The new electoral law of Iraq has encouraged nominees with no political affiliation or support to join the race for the Iraqi parliament in Baghdad, pushing 111 candidates to rival in the disputed territories.
56 independent candidates in Kirkuk, 28 in Ninewa, 35 in Diyala and 19 in Salahaddin are competing parliamentary candidates of the leading political parties.
Kirkuk: one million voters
In the fully disputed province of Kirkuk, over one million voters out of 1.6 resident will vote no nominate 12 MPs out of 130 candidates in three electoral districts. Each district nominates a female candidate to the 329 seats of Iraqi parliament as women quota per the new electoral law endorsed by the Iraqi parliament in 2019.
56 of Kirkuk candidates have been registered by Iraq's Independent High Electoral Commission IHEC as independent candidates with no direct support from any political party or coalition.
17 out of 35 candidates in the first electoral district are independent including five female candidates compete for five seats. In electoral district two, 21 candidates out of 56 are independent race to win four seats only.
For the three seats of the third electoral district of Kirkuk, 39 candidates, 18 independent, have been registered.
The oil rich city of Kirkuk, located 238 kilometers north of Baghdad, is an ethnically mixed province of Kurds, Sunni and Shiite Arabs, and Turkmen. It has long been at the center of disputes between Baghdad and the autonomous Kurdistan Regional Government KRG.

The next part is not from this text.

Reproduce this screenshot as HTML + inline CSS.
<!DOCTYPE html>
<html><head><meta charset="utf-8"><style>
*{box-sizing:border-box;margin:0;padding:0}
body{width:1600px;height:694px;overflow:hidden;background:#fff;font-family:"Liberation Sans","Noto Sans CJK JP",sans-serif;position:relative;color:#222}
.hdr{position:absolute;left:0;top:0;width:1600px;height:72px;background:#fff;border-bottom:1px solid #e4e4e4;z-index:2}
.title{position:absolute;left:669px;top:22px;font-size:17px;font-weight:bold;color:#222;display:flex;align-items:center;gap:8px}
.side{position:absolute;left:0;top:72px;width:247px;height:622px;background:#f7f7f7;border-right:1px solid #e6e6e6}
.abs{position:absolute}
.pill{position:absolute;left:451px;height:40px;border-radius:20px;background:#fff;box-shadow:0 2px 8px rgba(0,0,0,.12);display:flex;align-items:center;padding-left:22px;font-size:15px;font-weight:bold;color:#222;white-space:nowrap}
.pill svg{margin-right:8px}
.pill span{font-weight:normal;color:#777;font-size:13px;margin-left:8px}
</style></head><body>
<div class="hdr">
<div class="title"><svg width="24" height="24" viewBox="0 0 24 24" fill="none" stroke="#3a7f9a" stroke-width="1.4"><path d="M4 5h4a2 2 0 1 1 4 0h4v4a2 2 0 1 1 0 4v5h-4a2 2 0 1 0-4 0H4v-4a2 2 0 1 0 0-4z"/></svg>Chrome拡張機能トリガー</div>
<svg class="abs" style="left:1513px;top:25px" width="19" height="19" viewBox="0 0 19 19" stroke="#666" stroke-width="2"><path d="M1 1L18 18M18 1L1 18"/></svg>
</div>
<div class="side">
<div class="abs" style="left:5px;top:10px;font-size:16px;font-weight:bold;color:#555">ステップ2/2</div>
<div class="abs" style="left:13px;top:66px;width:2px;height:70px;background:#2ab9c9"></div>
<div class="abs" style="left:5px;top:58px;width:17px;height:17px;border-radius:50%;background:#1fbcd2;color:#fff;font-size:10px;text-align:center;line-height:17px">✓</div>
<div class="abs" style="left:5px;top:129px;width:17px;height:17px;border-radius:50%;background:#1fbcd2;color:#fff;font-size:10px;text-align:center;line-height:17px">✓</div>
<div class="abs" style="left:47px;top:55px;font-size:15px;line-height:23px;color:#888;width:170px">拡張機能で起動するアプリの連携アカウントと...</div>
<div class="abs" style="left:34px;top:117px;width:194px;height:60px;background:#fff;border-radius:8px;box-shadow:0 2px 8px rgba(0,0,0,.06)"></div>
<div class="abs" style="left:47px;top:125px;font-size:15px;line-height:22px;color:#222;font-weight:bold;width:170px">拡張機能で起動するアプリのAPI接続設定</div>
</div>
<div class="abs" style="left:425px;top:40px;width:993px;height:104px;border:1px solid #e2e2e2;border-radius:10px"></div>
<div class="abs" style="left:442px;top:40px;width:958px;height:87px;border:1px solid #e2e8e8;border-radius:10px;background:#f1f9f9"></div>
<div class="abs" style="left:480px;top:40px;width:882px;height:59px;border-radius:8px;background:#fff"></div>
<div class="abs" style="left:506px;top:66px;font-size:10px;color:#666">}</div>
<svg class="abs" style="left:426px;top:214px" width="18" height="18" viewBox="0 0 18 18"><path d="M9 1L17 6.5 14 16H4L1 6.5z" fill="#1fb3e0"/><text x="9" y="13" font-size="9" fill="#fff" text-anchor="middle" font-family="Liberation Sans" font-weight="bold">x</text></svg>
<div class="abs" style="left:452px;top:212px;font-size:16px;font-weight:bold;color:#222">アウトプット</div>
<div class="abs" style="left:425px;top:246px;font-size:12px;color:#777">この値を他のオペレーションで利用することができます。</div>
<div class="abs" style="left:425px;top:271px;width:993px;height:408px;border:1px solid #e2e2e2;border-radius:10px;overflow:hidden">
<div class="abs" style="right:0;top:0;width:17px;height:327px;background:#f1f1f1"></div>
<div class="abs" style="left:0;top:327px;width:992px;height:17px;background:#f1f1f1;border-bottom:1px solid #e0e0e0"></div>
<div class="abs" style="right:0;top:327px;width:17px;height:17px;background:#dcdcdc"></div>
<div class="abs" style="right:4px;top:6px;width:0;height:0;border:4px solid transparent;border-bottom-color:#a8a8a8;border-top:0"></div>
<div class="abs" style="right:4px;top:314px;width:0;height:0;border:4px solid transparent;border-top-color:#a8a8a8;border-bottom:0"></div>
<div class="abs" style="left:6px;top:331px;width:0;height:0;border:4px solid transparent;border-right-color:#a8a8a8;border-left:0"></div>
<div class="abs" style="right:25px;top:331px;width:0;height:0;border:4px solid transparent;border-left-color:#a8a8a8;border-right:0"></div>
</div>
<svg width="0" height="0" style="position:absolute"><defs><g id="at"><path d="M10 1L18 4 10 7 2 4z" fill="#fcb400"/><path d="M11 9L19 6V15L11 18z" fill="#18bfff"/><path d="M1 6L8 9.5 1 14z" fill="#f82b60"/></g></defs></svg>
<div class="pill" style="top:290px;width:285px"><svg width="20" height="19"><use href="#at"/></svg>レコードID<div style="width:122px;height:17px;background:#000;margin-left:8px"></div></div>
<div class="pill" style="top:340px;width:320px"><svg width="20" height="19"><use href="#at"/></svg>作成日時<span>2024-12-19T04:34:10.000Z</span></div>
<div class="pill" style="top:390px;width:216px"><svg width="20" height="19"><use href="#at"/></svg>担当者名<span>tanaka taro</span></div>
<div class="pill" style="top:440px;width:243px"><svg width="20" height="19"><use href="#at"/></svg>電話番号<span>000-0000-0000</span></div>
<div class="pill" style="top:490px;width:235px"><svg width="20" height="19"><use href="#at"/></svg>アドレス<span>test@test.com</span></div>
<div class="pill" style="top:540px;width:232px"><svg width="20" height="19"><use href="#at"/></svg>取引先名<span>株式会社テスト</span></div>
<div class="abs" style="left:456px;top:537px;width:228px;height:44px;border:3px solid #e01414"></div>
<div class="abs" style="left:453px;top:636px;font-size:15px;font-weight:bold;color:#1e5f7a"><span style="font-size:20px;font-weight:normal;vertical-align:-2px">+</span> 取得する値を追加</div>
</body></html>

The new electoral law ratified last November, a key demand of demonstrators in 2019, changed each of the country’s 18 provinces into total 83 electoral districts in order to prevent parties from running on unified lists, which has in the past helped them easily take all the seats in a specific province. Instead, the seats would go to whoever gets the most votes in the electoral districts.
Heat race in Ninewa
The province of Ninewa has 31 seats in the Iraqi parliament, 8 for women and four for the minorities. Over 2,330,000 voters will ballot the winners out of 401 nominees in 750 polling stations.
The disputed territories in Ninewa are within four electoral districts where 28 candidates are registered for the 14 seats.

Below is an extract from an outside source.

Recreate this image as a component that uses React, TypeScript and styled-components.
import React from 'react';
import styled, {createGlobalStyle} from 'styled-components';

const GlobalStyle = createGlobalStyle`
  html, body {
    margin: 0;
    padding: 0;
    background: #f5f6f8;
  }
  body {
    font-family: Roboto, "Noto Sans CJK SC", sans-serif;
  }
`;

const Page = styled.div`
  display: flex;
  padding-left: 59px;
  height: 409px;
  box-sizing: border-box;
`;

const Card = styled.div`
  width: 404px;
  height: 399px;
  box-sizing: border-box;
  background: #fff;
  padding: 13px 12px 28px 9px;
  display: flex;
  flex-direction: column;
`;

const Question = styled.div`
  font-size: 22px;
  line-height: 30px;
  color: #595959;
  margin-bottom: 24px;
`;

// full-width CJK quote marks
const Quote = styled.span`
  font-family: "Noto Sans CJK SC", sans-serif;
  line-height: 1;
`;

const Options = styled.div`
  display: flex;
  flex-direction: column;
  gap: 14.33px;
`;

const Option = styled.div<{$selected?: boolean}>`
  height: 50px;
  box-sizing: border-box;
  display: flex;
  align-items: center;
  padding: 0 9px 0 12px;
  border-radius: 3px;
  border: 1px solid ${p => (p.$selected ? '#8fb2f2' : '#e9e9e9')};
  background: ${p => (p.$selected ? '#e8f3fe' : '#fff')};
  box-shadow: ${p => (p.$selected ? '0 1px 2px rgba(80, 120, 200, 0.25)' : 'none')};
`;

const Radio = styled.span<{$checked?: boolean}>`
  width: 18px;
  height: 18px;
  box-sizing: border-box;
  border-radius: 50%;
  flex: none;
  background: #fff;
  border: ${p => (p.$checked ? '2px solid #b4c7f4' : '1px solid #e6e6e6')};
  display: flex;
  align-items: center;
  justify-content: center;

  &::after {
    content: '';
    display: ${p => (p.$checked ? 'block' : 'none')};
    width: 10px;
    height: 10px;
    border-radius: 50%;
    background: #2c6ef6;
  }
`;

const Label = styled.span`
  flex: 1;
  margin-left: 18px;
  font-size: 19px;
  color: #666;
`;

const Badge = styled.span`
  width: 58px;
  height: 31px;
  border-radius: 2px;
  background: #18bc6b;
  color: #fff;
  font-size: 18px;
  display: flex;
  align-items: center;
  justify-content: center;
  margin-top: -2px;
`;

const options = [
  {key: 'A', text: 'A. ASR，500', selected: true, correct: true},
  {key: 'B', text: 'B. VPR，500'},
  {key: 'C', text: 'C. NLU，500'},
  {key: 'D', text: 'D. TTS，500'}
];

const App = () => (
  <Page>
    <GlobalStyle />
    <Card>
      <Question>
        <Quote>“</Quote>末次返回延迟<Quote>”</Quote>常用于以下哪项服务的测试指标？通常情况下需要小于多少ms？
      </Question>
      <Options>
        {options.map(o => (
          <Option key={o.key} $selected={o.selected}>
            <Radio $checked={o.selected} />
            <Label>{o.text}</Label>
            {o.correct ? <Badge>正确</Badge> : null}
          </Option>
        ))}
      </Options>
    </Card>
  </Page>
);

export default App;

Three independent candidates, including two women, out of 17 are enlisted for the first electoral district.
In the second electoral district, two men and a woman compete 20 candidates of the political parties over four parliamentary seats.
Among 15 nominees in electoral district three, four candidates are independent while in electoral district four, 40 candidates, 17 of them independent, race over only four seats.
The 329-member house of representatives was elected in May 2018. The vote is held every four years, but 2019 protesters have been demanding early elections.
Out of 40 million population, 25 million eligible voters run to the ballots on October 10th to elect only 329 members into Iraqi parliament out of 3,234 nominees.
Diyala: The fourth electoral district
Four million voters in Diyala are distributed over four electoral districts to determine 14 seats, four allocated for women quota, out of 164 nominees.
About 200,000 to 250,000 voters of electoral district four from the multi-ethnic towns of Khanaqin, Qaratapa, Sadiya, Hamrin, Kifri suburbs and Jalawla are to vote for 35 candidates, eight of them independent including a female candidate racing for three seats only.
Lately, Arabs and Turkmens called on IHEC to postpone elections in Kirkuk for a week, a proposal rejected by IHEC and the Kurdish parties.
Salahaddin Province: 19 independent candidates
Over one million voters of Salahaddin province are voting in three electoral districts for 12 seats for which 194 nominees compete, 61 one of them are women.
The district of Duz Khurmatu is the only disputed town of the province where 150,000 people in the second electoral district are to choose four candidates among 62 competing, 19 of them are independent including six female candidates.